Decide on the plant selection

Create a list of crops that you wish to grow. Include the required spacing and the proper planting and approximate harvest dates for each. Those near the top of the list should be the crops that are most important to you, those that take the longest time to grow, and those that require the most space. Lower in the list include smaller crops and those that mature quickly.

Next, consider the way in which the crops will be grown. Some may require vertical support, such as stakes, trellises, or cages. Early and late season extending devices like black plastic mulch or row covers may be required for other crops. In some cases, two crops may be compatible for growing simultaneously, as when radish seeds are planted sparingly among carrot seeds as both early crop and row marker. Be prepared to have all supports and season-extending devices on hand before planting the associated crops.

Map the garden

Refer to the rough sketch and the plant list you created in previous steps to draw a detailed garden plot template. Use graph paper and draw it to scale. After creating the blank template, make multiple copies to use as worksheets, and keep the original clean. Beginning with the priority and long-season crops, fill in the bed spaces on one of the worksheets with the crop name, number of plants, and dates for planting and harvest. Use a highlighter to show filled bed spaces. After filling in the primary crops, add in the secondary crops.

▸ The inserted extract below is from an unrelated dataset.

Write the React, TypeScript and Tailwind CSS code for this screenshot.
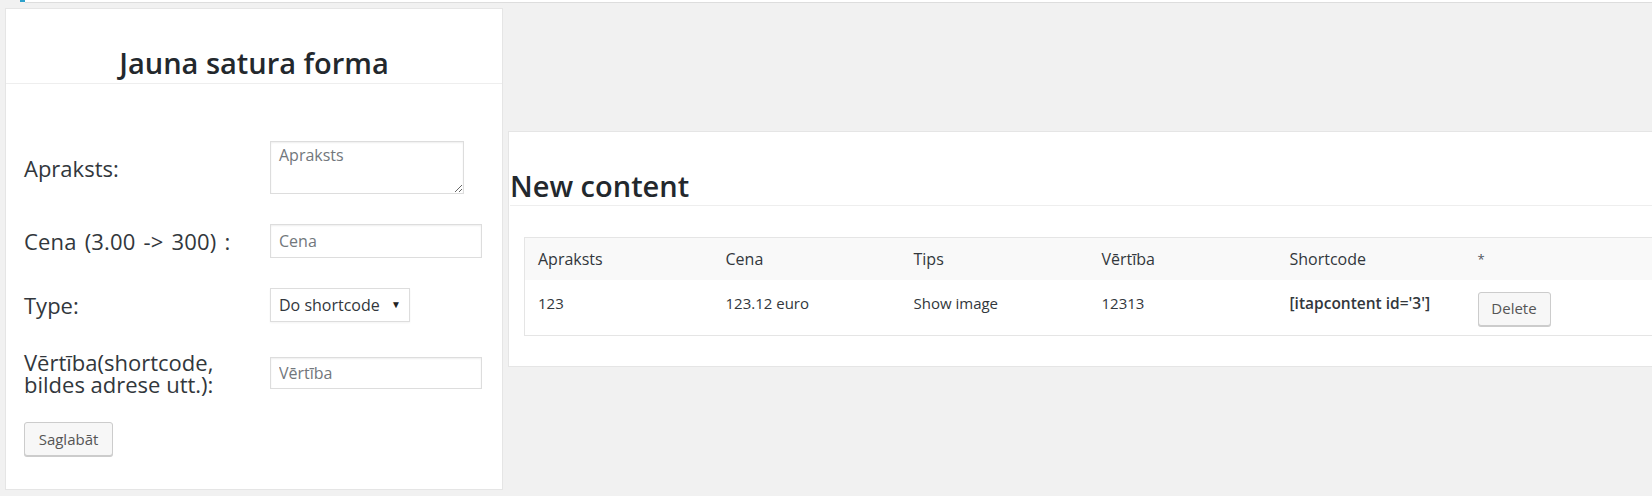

In many regions, bed space is available for a time between the last spring frost and the planting time of main crops or between harvest of main crops and the first fall frost date. Use additional worksheets to plot cold-tolerant crops for these shoulder seasons before and after main crops. You may need to start these additional crops indoors (or purchase seedlings), and use season-extending devices to allow them time to mature.

view of a vegetable garden

Follow the plan as best you can

Once the plan is in place, you  have only to carry it out. That can be difficult if the weather stays cold or wet or hot, or if life interruptions get in the way. But that’s OK because you’ve made a plan. Skip the earliest crop and go straight to the mid or late season one if needed. Or adjust in some other way. The plan is an educated guide, but feel free to adapt within the season if conditions demand it. 

At the end of the growing season, be sure to put the garden to bed before winter. Bare soil is not ideal. Instead, sow a cool weather cover crop like annual ryegrass that will scavenge nutrients and protect soil during the winter and can be tilled the following spring. Review the plot each fall, and use fresh worksheets to make adjustments for the new season. Plotting a seasonal garden can be a tough task at first, but once you’ve done it, you have a valuable tool to use again and again.